As an editor, I have had to deliver the same message to go-getting reporters. And then I have had to pussyfoot my way around reporters’ copy to ensure that the “official line” was correctly reflected. Was journalistic independence compromised? Of course, unless editors had managed to get their way at the briefings on what they saw as important for readers. As Balji wrote in his book, there were editors who fought back or managed to navigate the terrain to reach their desired destination.

Balji wrote, of course, about his experience running TNP and TODAY, but they were scattered through different chapters. Tantalising bits and pieces surface like the pressure from the late SPH chairman Lim Kim San for TNP to turn in a profit or else. He describes his 10 years as editor as his university of life and mentions the people who were in the newsroom liberally, citing their go-getting instincts and creativity.

The TNP of old that was in Times House at Kim Seng Road is the most amazing little paper I know. I agree with Balji that its reporters are among the toughest, and its artists among the best that can be found in Singapore. You will never see the likes of the old TNP again, with its big, bold and confrontational headlines. It was balance of sex, crime and sport but with enough explanatory journalism to keep the G off its back. Now, it’s just a free mini-ST.

Methinks Balji should write a full book on TNP, its rise and hey days and how it had to conceptualise and re-conceptualise its editorial formula to gain more advertising and greater readership. He should document its rocky start, when he was deputy to Peter who was editor of the new product. They would be good pointers for anyone who wants to create a start-up. He could give more examples of how TNP covered stories that the big aircraft carrier, ST, also did. This is important as people tend to forget that there are many ways to tell a story, and from different perspectives.

Then he should follow up with another book on starting up TODAY for the rival Mediacorp. I recall the consternation among SPH senior editors when told that one of their number had gone to the other side and will be taking them on.

Balji writes matter-of-factly that he was restless after being at the helm of TNP for so long and had asked a foreign posting, which was rejected.  So when a head-hunter called to ask if he would like to start a newspaper, he took the job.
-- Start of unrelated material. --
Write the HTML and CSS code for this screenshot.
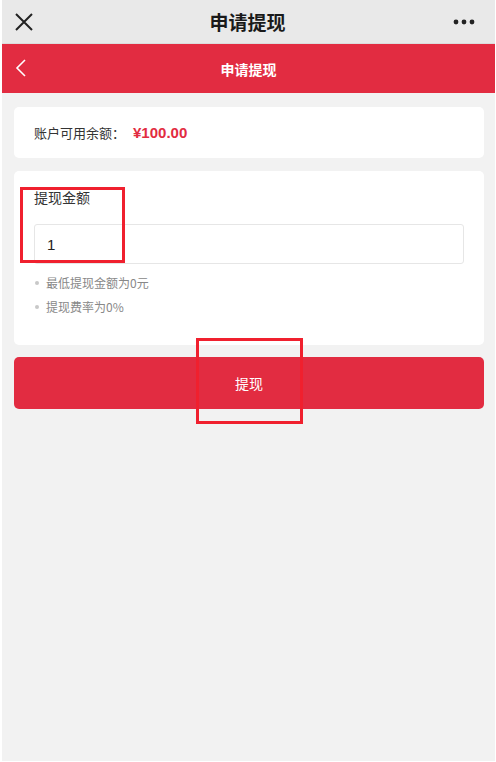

I have often wondered how Balji felt about his former colleagues who thought he had “sold out” to the competition. I recall the disdain some people felt about a tabloid editor taking on the mighty ST.

In his book, he talked about heart-stopping moments on launch day because the printing company, which had never taken on an order for 300,000 copies a day, was having trouble getting the presses to operate smoothly. He didn’t pull back his punches when he talked about how the SPH marketing tried to scare away advertising by rubbishing the upstart and how its circulation department staff followed the trucks that were delivering the newspaper so that they would have an idea of its distribution strategy.

It’s time to record this piece of media history for posterity. I only hope that if Balji does take this on, the two companies would co-operate with information and documents.

As Balji himself said in his author’s note:

Both newspapers broke new ground in Singapore media history: The New Paper as the only afternoon newspaper ever to top 50,000 in daily sales; and TODAY for unlocking The Straits Times stranglehold on the morning newspaper market. 

I know what Balji will say to me when he reads this column: Bertha, why don’t you write a book? I’m still thinking, Balji. Still thinking.